- [Data segment]
# # # # #

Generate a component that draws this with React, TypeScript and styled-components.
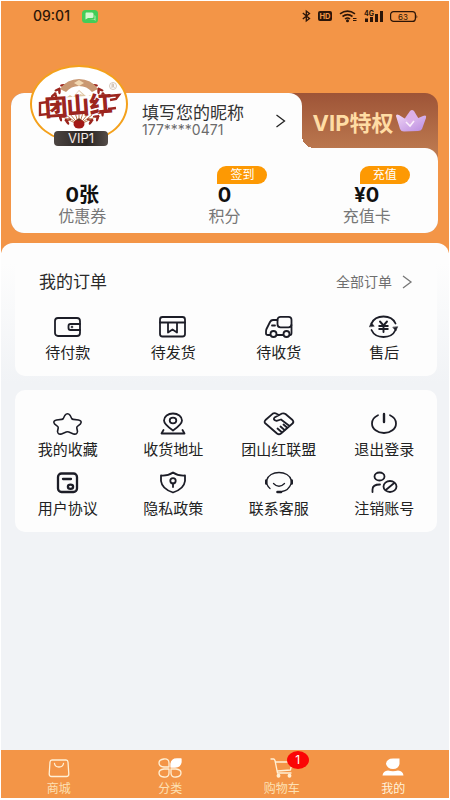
import React from "react";
import styled, { createGlobalStyle } from "styled-components";

const GlobalStyle = createGlobalStyle`
  * { box-sizing: border-box; }
  body {
    margin: 0;
    background: #fff;
    font-family: "Inter", "Noto Sans CJK SC", sans-serif;
    color: #222;
  }
  button {
    margin: 0;
    padding: 0;
    border: 0;
    background: none;
    font: inherit;
    color: inherit;
    cursor: pointer;
  }
  a { color: inherit; text-decoration: none; }
  h1, h2, p { margin: 0; font-weight: 400; }
  svg { display: block; flex: none; overflow: visible; }
`;

const Page = styled.div`
  display: flex;
  flex-direction: column;
  min-height: 100vh;
  padding: 1px 1px 2px;
  background: #fff;
`;

const Hero = styled.header`
  background: #f39547;
  padding-bottom: 20px;
`;

const StatusBar = styled.div`
  display: flex;
  align-items: center;
  justify-content: space-between;
  height: 30px;
  padding: 0 31px 0 32px;
  color: #2b1508;
`;

const StatusGroup = styled.div<{ $gap: number }>`
  display: flex;
  align-items: center;
  gap: ${(p) => p.$gap}px;
`;

const Clock = styled.span`
  font-size: 14px;
  font-weight: 500;
  line-height: 20px;
`;

const ProfileCard = styled.section`
  position: relative;
  margin: 62px 11px 0 10px;
  border-radius: 13px;
  background: linear-gradient(#9e5437, #bd7a50 60px);
`;

const TopRow = styled.div`
  display: flex;
  height: 55px;
`;

const NameLink = styled.button`
  flex: 1;
  display: flex;
  align-items: center;
  justify-content: space-between;
  padding: 0 16px 0 131px;
  border-radius: 13px 13px 0 0;
  background: #fdfdfd;
  text-align: left;
`;

const Nickname = styled.span`
  display: block;
  font-size: 17px;
  line-height: 18px;
  color: #333;
`;

const Phone = styled.span`
  display: block;
  font-size: 14px;
  line-height: 16px;
  color: #6b6b6b;
`;

const VipLink = styled.button`
  position: relative;
  flex: none;
  display: flex;
  align-items: center;
  justify-content: center;
  gap: 2px;
  width: 136px;
  color: #ffdca4;
  font-size: 22px;
  font-weight: 700;
  white-space: nowrap;

  &::before {
    content: "";
    position: absolute;
    left: 0;
    bottom: 0;
    width: 12px;
    height: 12px;
    background: radial-gradient(circle at 100% 0, transparent 12px, #fdfdfd 12px);
  }
`;

const Avatar = styled.div`
  position: absolute;
  left: 19px;
  top: -28px;
  width: 98px;
  height: 78px;
  border: 2px solid #f4a11c;
  border-radius: 50%;
  background: #fff;
`;

const VipBadge = styled.span`
  position: absolute;
  left: 22px;
  bottom: -5px;
  width: 54px;
  border-radius: 4px;
  background: linear-gradient(90deg, #4c4542, #272220 60%, #554d49);
  color: #f3e9e4;
  font-size: 13px;
  line-height: 15px;
  text-align: center;
`;

const Stats = styled.div`
  display: grid;
  grid-template-columns: repeat(3, 1fr);
  padding: 18px 0 7px;
  border-radius: 0 13px 13px 13px;
  background: #fdfdfd;
`;

const Stat = styled.div`
  display: flex;
  flex-direction: column;
  align-items: center;
`;

const StatTag = styled.button`
  width: 50px;
  height: 18px;
  margin-left: 36px;
  border-radius: 9px 9px 9px 0;
  background: #fd9903;
  color: #fff;
  font-size: 12px;
  line-height: 18px;
`;

const TagSpace = styled.span`
  height: 18px;
`;

const StatValue = styled.strong`
  font-size: 20px;
  font-weight: 700;
  line-height: 22px;
  color: #111;
`;

const StatLabel = styled.span`
  font-size: 16px;
  line-height: 20px;
  color: #777;
`;

const Sheet = styled.main`
  flex: 1;
  margin-top: -10px;
  padding: 18px 12px 24px 14px;
  border-radius: 12px 12px 0 0;
  background: linear-gradient(#fdfdfd 20px, #f1f3f6 140px);
`;

const Card = styled.section`
  border-radius: 10px;
  background: #fdfdfd;

  & + & { margin-top: 14px; }
`;

const CardHead = styled.div`
  display: flex;
  align-items: center;
  justify-content: space-between;
  padding: 10px 25px 0 24px;
`;

const CardTitle = styled.h2`
  font-size: 17px;
  line-height: 22px;
  color: #2a2a2a;
`;

const MoreLink = styled.a`
  display: flex;
  align-items: center;
  gap: 10px;
  font-size: 14px;
  line-height: 20px;
  color: #6f6f6f;
`;

const EntryGrid = styled.div<{ $top: number }>`
  display: grid;
  grid-template-columns: repeat(4, 1fr);
  row-gap: 11px;
  padding: ${(p) => p.$top}px 0 13px;
`;

const Entry = styled.button`
  display: flex;
  flex-direction: column;
  align-items: center;
  gap: 4px;
  font-size: 15px;
  line-height: 20px;
  color: #222;
  white-space: nowrap;
`;

const TabBar = styled.nav`
  display: grid;
  grid-template-columns: repeat(4, 1fr);
  padding-left: 2px;
  background: #f39547;
`;

const Tab = styled.a<{ $active?: boolean }>`
  display: flex;
  flex-direction: column;
  align-items: center;
  gap: 2px;
  padding: 7px 0 1px;
  font-size: 12px;
  line-height: 16px;
  color: ${(p) => (p.$active ? "#fff3dc" : "#fde0b4")};
`;

const TabIcon = styled.span`
  position: relative;
  color: #fff0d6;
`;

const Count = styled.span`
  position: absolute;
  left: 18px;
  top: -6px;
  width: 22px;
  height: 18px;
  border-radius: 50%;
  background: #fb0505;
  color: #fff;
  font-size: 12px;
  line-height: 18px;
  text-align: center;
`;

const LineSvg = ({ children }: { children: React.ReactNode }) => (
  <svg width="30" height="24" viewBox="0 0 30 24" fill="none" stroke="#1c1d27" strokeWidth="1.8" strokeLinecap="round" strokeLinejoin="round" aria-hidden="true">
    {children}
  </svg>
);

const TabSvg = ({ children }: { children: React.ReactNode }) => (
  <svg width="26" height="22" viewBox="0 0 26 22" fill="none" stroke="currentColor" strokeWidth="1.3" strokeLinecap="round" strokeLinejoin="round" aria-hidden="true">
    {children}
  </svg>
);

const Chevron = ({ color, width }: { color: string; width: number }) => (
  <svg width={width} height="14" viewBox="0 0 10 14" fill="none" stroke={color} strokeWidth="1.3" aria-hidden="true">
    <path d="M1 1 9 7 1 13" />
  </svg>
);

const orders = [
  {
    label: "待付款",
    icon: (
      <>
        <rect x="2" y="3" width="25" height="18" rx="3" />
        <path d="M27 9H17.5q-2 0-2 2v2q0 2 2 2H27" />
        <circle cx="19" cy="12" r=".4" />
      </>
    ),
  },
  {
    label: "待发货",
    icon: (
      <>
        <rect x="2" y="2" width="25" height="19.5" rx="2.5" />
        <path d="M2 7.500H27M10 7.500V17.500L14.500 14.500 19 17.500V7.500" />
      </>
    ),
  },
  {
    label: "待收货",
    icon: (
      <>
        <rect x="13.5" y="1.8" width="14" height="10.5" rx="3" />
        <path d="M13.500 5H9Q7 5 6 7L2.500 14Q2 15 2 17V18.500Q2 20 4 20H6M13 20H19M26 20Q27.500 20 27.500 18V10M8 10.500H11" />
        <circle cx="9.5" cy="19" r="3" />
        <circle cx="22.5" cy="19" r="3" />
      </>
    ),
  },
  {
    label: "售后",
    icon: (
      <>
        <path d="M2.500 8.500C4.500 4 9 1.500 14.500 1.500S24.500 4 26.500 8.500M2.500 15C4.500 19.500 9 22 14.500 22S24.500 19.500 26.500 15" />
        <path d="M.500 11.500 2.300 7.500 5 11ZM24 12.500 26.800 16 28.500 12Z" fill="#1c1d27" strokeWidth=".6" />
        <path strokeWidth="1.9" d="M11 6.500 14.500 10.500 18 6.500M14.500 10.500V17M10.200 11H18.800M10.200 14H18.800" />
      </>
    ),
  },
];

const services = [
  {
    label: "我的收藏",
    icon: <path strokeWidth="1.6" d="M11.800 3.500Q14.500 0 17.200 3.500L18.700 6.500Q19.200 7.300 20.300 7.400L25.500 8Q29.500 9 27.500 11.800L24.300 14.500Q23.600 15.200 23.800 16L24.500 19.500Q24 23 20.500 21.900L15.800 20Q14.500 19.500 13.200 20L8.500 21.900Q5 23 4.500 19.500L5.200 16Q5.400 15.200 4.700 14.500L1.500 11.800Q-.500 9 3.500 8L8.700 7.400Q9.800 7.300 10.300 6.500Z" />,
  },
  {
    label: "收货地址",
    icon: (
      <>
        <path d="M15 18.500C10 15 6 12 6 8.500 6 4.500 10 1.500 15 1.500S24 4.500 24 8.500C24 12 20 15 15 18.500Z" />
        <ellipse cx="15" cy="8.5" rx="3.3" ry="2.8" />
        <path d="M5.500 18 3.500 21.500H26.500L24.500 18" />
      </>
    ),
  },
  {
    label: "团山红联盟",
    icon: (
      <>
        <path d="M15 3 11.500 1.300Q10 .800 8.500 1.800L1.500 8Q-.300 10 1.500 11.500L13 21.500Q15 23 17 21.500L28.500 11.500Q30.200 10 28.500 8L21.500 2Q20 1 18 1.500L10.500 5.500Q8.500 8 12.500 8.800L17 7.500 25.500 14" />
        <path d="M13.500 16.500 17.500 20M16.500 14.500 20.500 18M19.500 12.500 23.300 15.700" />
      </>
    ),
  },
  {
    label: "退出登录",
    icon: (
      <>
        <path d="M9 3.200C5 5 3 8 3 11.500 3 17 8.500 21 15 21S27 17 27 11.500C27 8 25 5 21 3.200" />
        <path strokeWidth="2.4" d="M15 2V10" />
      </>
    ),
  },
  {
    label: "用户协议",
    icon: (
      <g strokeWidth="2.3">
        <rect x="5" y="2.5" width="19" height="18.5" rx="3.5" />
        <path d="M10 8H18" />
        <ellipse cx="17.5" cy="15.8" rx="2.6" ry="2.1" />
      </g>
    ),
  },
  {
    label: "隐私政策",
    icon: (
      <>
        <path d="M15 1.500Q20 5 27 4.500V10Q26 18 15 21.500 4 18 3 10V4.500Q10 5 15 1.500Z" />
        <circle cx="15" cy="9.8" r="2.7" />
        <path d="M15 12.500V16" />
      </>
    ),
  },
  {
    label: "联系客服",
    icon: (
      <>
        <path strokeWidth="1.3" d="M2.800 9C4 4.500 9 1.500 15 1.500S26 4.500 27.200 9M27 13Q24.500 19.500 18 20.500M9.500 12.500Q15 18 20.500 12.500" />
        <path strokeWidth="1.3" d="M2.800 13Q4 16 6 17.500" />
        <path strokeWidth="2.6" d="M2.300 9.500V12.500M27.700 9.500V12.500M13.500 21H17" />
      </>
    ),
  },
  {
    label: "注销账号",
    icon: (
      <>
        <ellipse cx="10.5" cy="5.5" rx="5" ry="4" />
        <path d="M3.500 21V18.500Q3.500 13.500 11 13.500" />
        <ellipse cx="21" cy="15.5" rx="6.5" ry="5.5" />
        <path d="M16.800 19 25.200 12" />
      </>
    ),
  },
];

const Laurel = () => (
  <g fill="#9c251e">
    {[0, 1, 2, 3, 4, 5, 6, 7].map((i) => {
      const t = ((i * 17 + 112) * Math.PI) / 180;
      const x = 47 + Math.cos(t) * 26;
      const y = 36 + Math.sin(t) * 20;
      return (
        <g key={i} transform={`translate(${x} ${y}) rotate(${i * 17 + 22})`}>
          <ellipse cx="-1" cy="-2" rx="3.4" ry="1.3" transform="rotate(-35)" />
          <ellipse cx="-1" cy="2" rx="3.4" ry="1.3" transform="rotate(35)" />
        </g>
      );
    })}
  </g>
);

const BrandLogo = () => (
  <svg width="94" height="74" viewBox="0 0 94 74" role="img" aria-label="团山红">
    <Laurel />
    <g transform="matrix(-1 0 0 1 94 0)"><Laurel /></g>
    <path d="M28 22Q35 12 47 12T66 22L60 25Q55 19 47 19T34 25Z" fill="#c99872" />
    <path d="m47 13 5 3-5 3-5-3Z" fill="#f2d9b3" />
    <path d="M28 35 38 28 41 30 47 23 55 30 58 28 67 35Z" fill="#e0c7a5" />
    <path d="m40 31 7-7 4 4-3-1-2 3-2-2Z" fill="#fff" />
    <path d="M47 58 31 50M47 58 34 48M47 58 38 47M47 58 43 46M47 58V46M47 58 51 46M47 58 56 47M47 58 60 48M47 58 63 50" stroke="#bd7a4c" strokeWidth="1" />
    <path d="M12 32 82 27V45L12 50Z" fill="#fff" />
    <path d="M16 35 8 36V48L16 47M76 29 87 28 84 32 78 33M76 42 84 41" stroke="#9c251e" strokeWidth="2.4" fill="none" />
    <g transform="rotate(-4 47 39)" fontFamily="Noto Sans CJK SC, sans-serif" fontWeight="900" fontSize="23" fill="#9c251e" textAnchor="middle">
      <text x="24 46 69" y="47">团山红</text>
    </g>
    <ellipse cx="47" cy="57" rx="5.5" ry="4.5" fill="#a31916" />
    <path d="m44 53 3 1 3-1-2-1-1-1-1 1Z" fill="#6d3018" />
    <circle cx="81" cy="19" r="3.5" fill="none" stroke="#c4b19f" strokeWidth=".7" />
    <path d="M80 21V17H81.300Q82.500 18 81.300 19H80M81.300 19 82.400 21" fill="none" stroke="#b19c88" strokeWidth=".6" />
  </svg>
);

const Crown = () => (
  <svg width="32" height="23" viewBox="0 0 32 23" aria-hidden="true">
    <defs>
      <linearGradient id="crown" x1="0" y1="0" x2="1" y2="1">
        <stop offset="0" stopColor="#f0d5f5" />
        <stop offset="1" stopColor="#b98ae0" />
      </linearGradient>
    </defs>
    <path d="M8 12 15 2Q17 0 19 2L25 12 22 20H10Z" fill="#dcb0e8" />
    <path d="M1 7Q1 4.500 4 6L12 11 16 15 21 10 28 7Q32 5.500 31 9L27 20Q26 22 23 22L9 22.500Q6 22.500 5 20Z" fill="url(#crown)" />
    <path d="m11 13 4 4 4-5" fill="none" stroke="#fbeefb" strokeWidth="1.6" />
  </svg>
);

export default function App() {
  return (
    <>
      <GlobalStyle />
      <Page>
        <Hero>
          <StatusBar>
            <StatusGroup $gap={12}>
              <Clock>09:01</Clock>
              <svg width="16" height="13" viewBox="0 0 16 13" aria-hidden="true">
                <rect width="16" height="13" rx="3.5" fill="#43cd58" />
                <path d="M4 2.500H10Q11.500 2.500 11.500 4V7Q11.500 8 10 8H6L3.500 9.500V4Q3.500 2.500 4 2.500Z" fill="#d5f7cf" />
                <path d="M12.500 5V9H7L12 9.500 13.500 11V6Z" fill="#b6edae" />
              </svg>
            </StatusGroup>
            <StatusGroup $gap={7}>
              <svg width="9" height="12" viewBox="0 0 9 12" fill="none" stroke="#2b1508" strokeWidth="1.3" aria-hidden="true">
                <path d="M.800 3 7.500 8.500 4.300 11V1L7.500 3.500.800 9" />
              </svg>
              <svg width="14" height="10" viewBox="0 0 14 10" aria-hidden="true">
                <rect width="14" height="10" rx="2" fill="#2b1508" />
                <text x="7" y="7.7" textAnchor="middle" fontFamily="Inter, sans-serif" fontWeight="700" fontSize="7.5" fill="#f39547">HD</text>
              </svg>
              <svg width="18" height="12" viewBox="0 0 18 12" fill="none" stroke="#2b1508" strokeWidth="1.6" aria-hidden="true">
                <path d="M1 3.800Q8.500-1.500 16 3.800M3.500 6.500Q8.500 2.800 13.500 6.500M6 9Q8.500 7 11 9" />
                <circle cx="8.5" cy="10.7" r=".7" />
                <path strokeWidth="1.2" d="M14 8.500H17.500M14 10.500H17.500" />
              </svg>
              <svg width="19" height="12" viewBox="0 0 19 12" aria-hidden="true">
                <text x="0" y="6" fontFamily="Inter, sans-serif" fontWeight="700" fontSize="7" fill="#2b1508">4G</text>
                <path d="M1 8.500H4V12H1ZM6 7H9V12H6ZM11 4H14V12H11ZM16 1H19V12H16Z" fill="#2b1508" />
              </svg>
              <svg width="28" height="11" viewBox="0 0 28 11" aria-hidden="true">
                <rect x=".6" y=".6" width="24.8" height="9.8" rx="3" fill="none" stroke="#2b1508" strokeWidth="1.2" />
                <path d="M26.500 3.500Q28 5.500 26.500 7.500Z" fill="#2b1508" />
                <text x="13" y="8.5" textAnchor="middle" fontFamily="Inter, sans-serif" fontSize="8" fill="#2b1508">63</text>
              </svg>
            </StatusGroup>
          </StatusBar>

          <ProfileCard>
            <TopRow>
              <NameLink>
                <span>
                  <Nickname>填写您的昵称</Nickname>
                  <Phone>177****0471</Phone>
                </span>
                <Chevron color="#222" width={11} />
              </NameLink>
              <VipLink>
                VIP特权
                <Crown />
              </VipLink>
            </TopRow>
            <Stats>
              <Stat>
                <TagSpace />
                <StatValue>0张</StatValue>
                <StatLabel>优惠券</StatLabel>
              </Stat>
              <Stat>
                <StatTag>签到</StatTag>
                <StatValue>0</StatValue>
                <StatLabel>积分</StatLabel>
              </Stat>
              <Stat>
                <StatTag>充值</StatTag>
                <StatValue>¥0</StatValue>
                <StatLabel>充值卡</StatLabel>
              </Stat>
            </Stats>
            <Avatar>
              <BrandLogo />
              <VipBadge>VIP1</VipBadge>
            </Avatar>
          </ProfileCard>
        </Hero>

        <Sheet>
          <Card>
            <CardHead>
              <CardTitle>我的订单</CardTitle>
              <MoreLink href="#orders">
                全部订单
                <Chevron color="#777" width={10} />
              </MoreLink>
            </CardHead>
            <EntryGrid $top={22}>
              {orders.map((o) => (
                <Entry key={o.label}>
                  <LineSvg>{o.icon}</LineSvg>
                  {o.label}
                </Entry>
              ))}
            </EntryGrid>
          </Card>
          <Card>
            <EntryGrid $top={22}>
              {services.map((s) => (
                <Entry key={s.label}>
                  <LineSvg>{s.icon}</LineSvg>
                  {s.label}
                </Entry>
              ))}
            </EntryGrid>
          </Card>
        </Sheet>

        <TabBar>
          <Tab href="#mall">
            <TabIcon>
              <TabSvg>
                <path d="M6 3H20Q21.800 3 22 5L22.800 17Q22.800 19.500 20.500 19.500H5.500Q3.200 19.500 3.200 17L4 5Q4.200 3 6 3ZM8.500 6.500Q9 10 13 10T17.500 6.500" />
              </TabSvg>
            </TabIcon>
            商城
          </Tab>
          <Tab href="#category">
            <TabIcon>
              <TabSvg>
                <path d="M12 10H7Q2 9.500 2 6T7 2 12 6ZM12 12H7Q2 12.500 2 16T7 20 12 16ZM14 12H19Q24 12.500 24 16T19 20 14 16Z" />
                <path d="M14 10V7Q14.500 2 20 2H24V5Q23.500 10 18 10Z" fill="#fff" stroke="#fff" />
              </TabSvg>
            </TabIcon>
            分类
          </Tab>
          <Tab href="#cart">
            <TabIcon>
              <TabSvg>
                <path d="M2 2H4.500Q5.500 2 6 3.500L8.500 16H22M7 5H23L21.500 13 8.500 14" />
                <circle cx="9.5" cy="18.8" r="1.3" fill="currentColor" />
                <circle cx="20.5" cy="18.8" r="1.3" fill="currentColor" />
              </TabSvg>
              <Count>1</Count>
            </TabIcon>
            购物车
          </Tab>
          <Tab href="#me" $active>
            <TabIcon>
              <TabSvg>
                <path d="M6 7Q6.500 1.500 13 1.500H19.500V7Q18.500 12 13 12T6 7ZM2.500 18.500Q3 14 8 13.500 13 15 18 13.500 23 14 23.500 18.500Z" fill="#fff" stroke="none" />
              </TabSvg>
            </TabIcon>
            我的
          </Tab>
        </TabBar>
      </Page>
    </>
  );
}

# # # # #

- [What needs to be done] Each line in the data that holds the string "components" should be found and copied.

- [Exercise output]
Generate a component that draws this with React, TypeScript and styled-components.
import styled, { createGlobalStyle } from "styled-components";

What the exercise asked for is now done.